STATED PROBLEM: Below are some records: retype them all exactly, but not the pictures.

DATA ROWS:
==========

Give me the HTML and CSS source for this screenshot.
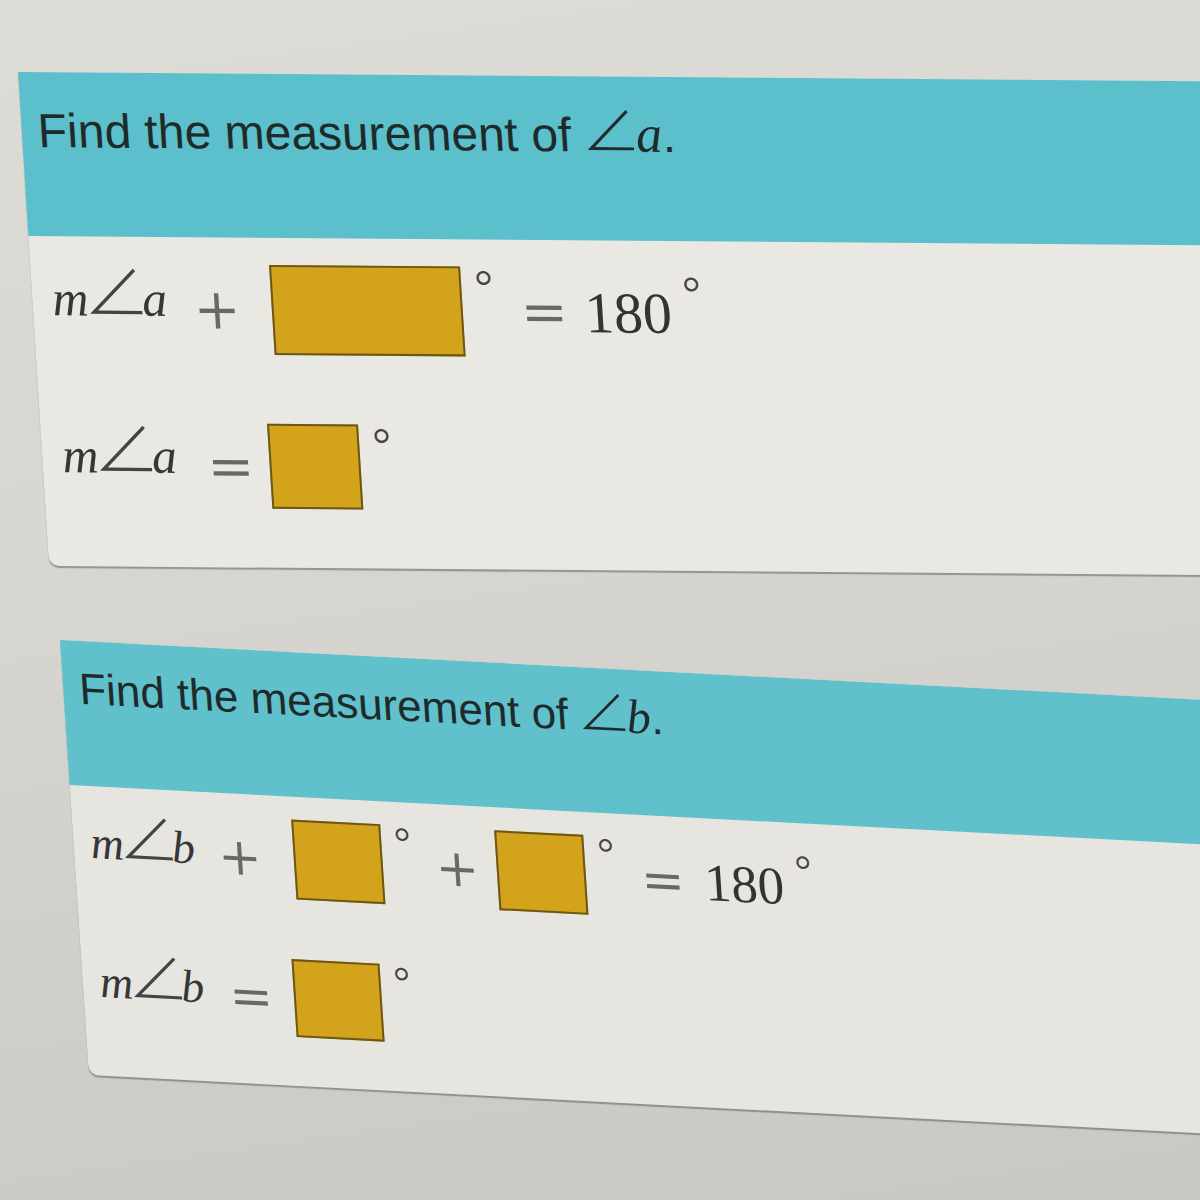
FILE: index.html
```html
<!DOCTYPE html>
<html lang="en">
<head>
<meta charset="utf-8">
<title>Find the measurement of an angle</title>
<link rel="stylesheet" href="styles.css">
</head>
<body>
<main class="page">
  <section class="card card-a">
    <div class="card-head">
      <p class="prompt">Find the measurement of <span class="pm"><span class="ang">∠</span><i>a</i></span>.</p>
    </div>
    <div class="card-body">
      <div class="eq eq-1">
        <span class="lbl"><i>m</i><span class="ang">∠</span><i>a</i></span>
        <span class="op op-plus">+</span>
        <span class="box box-wide"></span>
        <span class="deg">°</span>
        <span class="rhs"><span class="op op-eq">=</span><span class="num">180</span><span class="deg">°</span></span>
      </div>
      <div class="eq eq-2">
        <span class="lbl"><i>m</i><span class="ang">∠</span><i>a</i></span>
        <span class="op op-eq">=</span>
        <span class="box box-sq"></span>
        <span class="deg">°</span>
      </div>
    </div>
  </section>

  <section class="card card-b">
    <div class="card-head">
      <p class="prompt">Find the measurement of <span class="pm"><span class="ang">∠</span><i>b</i></span>.</p>
    </div>
    <div class="card-body">
      <div class="eq eq-1">
        <span class="lbl"><i>m</i><span class="ang">∠</span><i>b</i></span>
        <span class="op op-plus">+</span>
        <span class="box"></span>
        <span class="deg">°</span>
        <span class="op op-plus op-mid">+</span>
        <span class="box"></span>
        <span class="deg">°</span>
        <span class="rhs"><span class="op op-eq">=</span><span class="num">180</span><span class="deg">°</span></span>
      </div>
      <div class="eq eq-2">
        <span class="lbl"><i>m</i><span class="ang">∠</span><i>b</i></span>
        <span class="op op-eq">=</span>
        <span class="box"></span>
        <span class="deg">°</span>
      </div>
    </div>
  </section>
</main>
</body>
</html>
```

FILE: styles.css
```css
* {
  box-sizing: border-box;
}

html,
body {
  margin: 0;
  height: 100%;
  overflow: hidden;
}

body {
  background: linear-gradient(172deg, #dedcd6 0%, #d7d5cf 45%, #cac8c2 100%);
  font-family: "Liberation Sans", Arial, sans-serif;
  color: #222;
}

.page {
  padding: 72px 0 0 18px;
}

/* ---------- cards ---------- */

.card {
  width: 1340px;
  transform-origin: 0 0;
  background: #e9e8e3;
  border-bottom-left-radius: 10px;
  box-shadow: 0 2px 1px rgba(95, 92, 86, 0.55);
}

.card-a {
  transform: skew(3.6deg, 0.45deg);
}

.card-b {
  margin: 74px 0 0 42px;
  transform: skew(3.8deg, 3deg);
  background: #e6e5e0;
}

.card-head {
  background: #5cbfcc;
}

.card-a .card-head {
  padding: 31px 16px 78px;
}

.card-b .card-head {
  padding: 23px 16px 71px;
  background: #60c0cb;
}

.prompt {
  margin: 0;
  line-height: 1.15;
  color: #1f2b2a;
  white-space: nowrap;
}

.card-a .prompt {
  font-size: 48px;
}

.card-b .prompt {
  font-size: 44px;
}

.pm {
  font-family: "Liberation Serif", "DejaVu Serif", serif;
  line-height: 0;
}

.pm i {
  font-size: 1.1em;
  margin-left: 1px;
}

.ang {
  font-family: "Noto Sans CJK JP", "DejaVu Sans", sans-serif;
  font-style: normal;
  font-weight: 300;
  line-height: 0;
}

.prompt .ang {
  font-size: 1.25em;
  margin: 0 -6px 0 -4px;
}

/* ---------- equations ---------- */

.card-body {
  display: flex;
  flex-direction: column;
}

.card-a .card-body {
  padding: 27px 16px 59px 20px;
  gap: 69px;
}

.card-b .card-body {
  padding: 23px 14px 49px 17px;
  gap: 60px;
}

.eq {
  display: flex;
  align-items: center;
}

.lbl {
  font-family: "Liberation Serif", "DejaVu Serif", serif;
  line-height: 1;
  color: #363636;
  white-space: nowrap;
}

.lbl .ang {
  font-size: 1.35em;
  margin: 0 -8px 0 -6px;
  color: #444;
}

.card-a .lbl {
  font-size: 50px;
  margin-bottom: 20px;
}

.card-b .lbl {
  font-size: 46px;
  margin-bottom: 11px;
}

.op {
  font-family: "DejaVu Serif", "Liberation Serif", serif;
  line-height: 1;
  color: #686868;
}

.card-a .op {
  font-size: 56px;
}

.card-b .op {
  font-size: 52px;
}

.card-a .eq-1 .op-plus {
  margin: 0 31px 0 26px;
}

.card-a .eq-2 .op-eq {
  margin: 0 15px 0 30px;
}

.card-b .eq-1 .op-plus {
  margin: 0 32px 0 23px;
}

.card-b .eq-1 .op-mid {
  margin: 0 18px 0 23px;
}

.card-b .eq-2 .op-eq {
  margin: 0 21px 0 25px;
}

.box {
  flex: none;
  background: #d4a31c;
  border: 2px solid #6b5719;
}

.card-a .box-wide {
  width: 191px;
  height: 90px;
}

.card-a .box-sq {
  width: 91px;
  height: 85px;
}

.card-b .box {
  width: 89px;
  height: 80px;
}

.card-b .eq-2 .box {
  width: 88px;
  height: 78px;
}

.deg {
  align-self: flex-start;
  font-family: "Liberation Serif", "DejaVu Serif", serif;
  line-height: 1;
  color: #444;
}

.card-a .deg {
  font-size: 46px;
  margin: -3px 0 0 14px;
}

.card-b .deg {
  font-size: 42px;
  margin: -4px 0 0 13px;
}

.rhs {
  align-self: flex-start;
  display: flex;
  align-items: flex-start;
}

.card-a .rhs {
  margin: 17px 0 0 26px;
}

.card-b .rhs {
  margin: 15px 0 0 25px;
}

.card-a .rhs .op-eq {
  margin-right: 17px;
}

.card-b .rhs .op-eq {
  margin-right: 20px;
}

.num {
  font-family: "Liberation Serif", "DejaVu Serif", serif;
  line-height: 1;
  color: #333;
}

.card-a .num {
  font-size: 58px;
}

.card-b .num {
  font-size: 53px;
}

.card-a .rhs .deg {
  margin: -15px 0 0 12px;
}

.card-b .rhs .deg {
  margin: -12px 0 0 12px;
}
```
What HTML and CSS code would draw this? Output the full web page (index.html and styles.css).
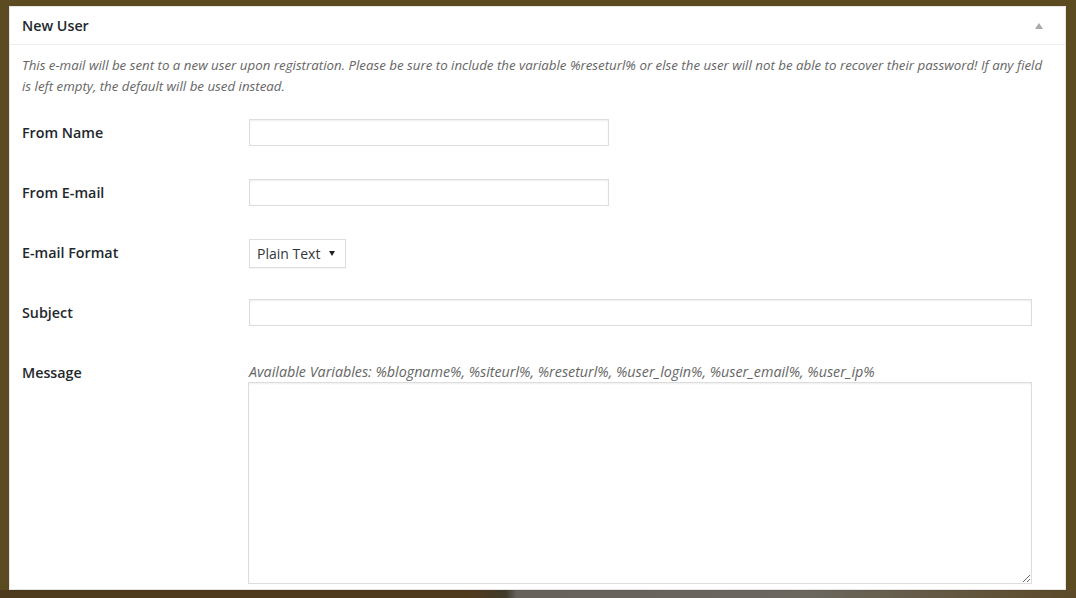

==========

FULL OUTPUT:
Give me the HTML and CSS source for this screenshot.
FILE: index.html
```html
<!DOCTYPE html>
<html lang="en">
<head>
<meta charset="utf-8">
<title>Find the measurement of an angle</title>
<link rel="stylesheet" href="styles.css">
</head>
<body>
<main class="page">
  <section class="card card-a">
    <div class="card-head">
      <p class="prompt">Find the measurement of <span class="pm"><span class="ang">∠</span><i>a</i></span>.</p>
    </div>
    <div class="card-body">
      <div class="eq eq-1">
        <span class="lbl"><i>m</i><span class="ang">∠</span><i>a</i></span>
        <span class="op op-plus">+</span>
        <span class="box box-wide"></span>
        <span class="deg">°</span>
        <span class="rhs"><span class="op op-eq">=</span><span class="num">180</span><span class="deg">°</span></span>
      </div>
      <div class="eq eq-2">
        <span class="lbl"><i>m</i><span class="ang">∠</span><i>a</i></span>
        <span class="op op-eq">=</span>
        <span class="box box-sq"></span>
        <span class="deg">°</span>
      </div>
    </div>
  </section>

  <section class="card card-b">
    <div class="card-head">
      <p class="prompt">Find the measurement of <span class="pm"><span class="ang">∠</span><i>b</i></span>.</p>
    </div>
    <div class="card-body">
      <div class="eq eq-1">
        <span class="lbl"><i>m</i><span class="ang">∠</span><i>b</i></span>
        <span class="op op-plus">+</span>
        <span class="box"></span>
        <span class="deg">°</span>
        <span class="op op-plus op-mid">+</span>
        <span class="box"></span>
        <span class="deg">°</span>
        <span class="rhs"><span class="op op-eq">=</span><span class="num">180</span><span class="deg">°</span></span>
      </div>
      <div class="eq eq-2">
        <span class="lbl"><i>m</i><span class="ang">∠</span><i>b</i></span>
        <span class="op op-eq">=</span>
        <span class="box"></span>
        <span class="deg">°</span>
      </div>
    </div>
  </section>
</main>
</body>
</html>
```

FILE: styles.css
```css
* {
  box-sizing: border-box;
}

html,
body {
  margin: 0;
  height: 100%;
  overflow: hidden;
}

body {
  background: linear-gradient(172deg, #dedcd6 0%, #d7d5cf 45%, #cac8c2 100%);
  font-family: "Liberation Sans", Arial, sans-serif;
  color: #222;
}

.page {
  padding: 72px 0 0 18px;
}

/* ---------- cards ---------- */

.card {
  width: 1340px;
  transform-origin: 0 0;
  background: #e9e8e3;
  border-bottom-left-radius: 10px;
  box-shadow: 0 2px 1px rgba(95, 92, 86, 0.55);
}

.card-a {
  transform: skew(3.6deg, 0.45deg);
}

.card-b {
  margin: 74px 0 0 42px;
  transform: skew(3.8deg, 3deg);
  background: #e6e5e0;
}

.card-head {
  background: #5cbfcc;
}

.card-a .card-head {
  padding: 31px 16px 78px;
}

.card-b .card-head {
  padding: 23px 16px 71px;
  background: #60c0cb;
}

.prompt {
  margin: 0;
  line-height: 1.15;
  color: #1f2b2a;
  white-space: nowrap;
}

.card-a .prompt {
  font-size: 48px;
}

.card-b .prompt {
  font-size: 44px;
}

.pm {
  font-family: "Liberation Serif", "DejaVu Serif", serif;
  line-height: 0;
}

.pm i {
  font-size: 1.1em;
  margin-left: 1px;
}

.ang {
  font-family: "Noto Sans CJK JP", "DejaVu Sans", sans-serif;
  font-style: normal;
  font-weight: 300;
  line-height: 0;
}

.prompt .ang {
  font-size: 1.25em;
  margin: 0 -6px 0 -4px;
}

/* ---------- equations ---------- */

.card-body {
  display: flex;
  flex-direction: column;
}

.card-a .card-body {
  padding: 27px 16px 59px 20px;
  gap: 69px;
}

.card-b .card-body {
  padding: 23px 14px 49px 17px;
  gap: 60px;
}

.eq {
  display: flex;
  align-items: center;
}

.lbl {
  font-family: "Liberation Serif", "DejaVu Serif", serif;
  line-height: 1;
  color: #363636;
  white-space: nowrap;
}

.lbl .ang {
  font-size: 1.35em;
  margin: 0 -8px 0 -6px;
  color: #444;
}

.card-a .lbl {
  font-size: 50px;
  margin-bottom: 20px;
}

.card-b .lbl {
  font-size: 46px;
  margin-bottom: 11px;
}

.op {
  font-family: "DejaVu Serif", "Liberation Serif", serif;
  line-height: 1;
  color: #686868;
}

.card-a .op {
  font-size: 56px;
}

.card-b .op {
  font-size: 52px;
}

.card-a .eq-1 .op-plus {
  margin: 0 31px 0 26px;
}

.card-a .eq-2 .op-eq {
  margin: 0 15px 0 30px;
}

.card-b .eq-1 .op-plus {
  margin: 0 32px 0 23px;
}

.card-b .eq-1 .op-mid {
  margin: 0 18px 0 23px;
}

.card-b .eq-2 .op-eq {
  margin: 0 21px 0 25px;
}

.box {
  flex: none;
  background: #d4a31c;
  border: 2px solid #6b5719;
}

.card-a .box-wide {
  width: 191px;
  height: 90px;
}

.card-a .box-sq {
  width: 91px;
  height: 85px;
}

.card-b .box {
  width: 89px;
  height: 80px;
}

.card-b .eq-2 .box {
  width: 88px;
  height: 78px;
}

.deg {
  align-self: flex-start;
  font-family: "Liberation Serif", "DejaVu Serif", serif;
  line-height: 1;
  color: #444;
}

.card-a .deg {
  font-size: 46px;
  margin: -3px 0 0 14px;
}

.card-b .deg {
  font-size: 42px;
  margin: -4px 0 0 13px;
}

.rhs {
  align-self: flex-start;
  display: flex;
  align-items: flex-start;
}

.card-a .rhs {
  margin: 17px 0 0 26px;
}

.card-b .rhs {
  margin: 15px 0 0 25px;
}

.card-a .rhs .op-eq {
  margin-right: 17px;
}

.card-b .rhs .op-eq {
  margin-right: 20px;
}

.num {
  font-family: "Liberation Serif", "DejaVu Serif", serif;
  line-height: 1;
  color: #333;
}

.card-a .num {
  font-size: 58px;
}

.card-b .num {
  font-size: 53px;
}

.card-a .rhs .deg {
  margin: -15px 0 0 12px;
}

.card-b .rhs .deg {
  margin: -12px 0 0 12px;
}
```
What HTML and CSS code would draw this? Output the full web page (index.html and styles.css).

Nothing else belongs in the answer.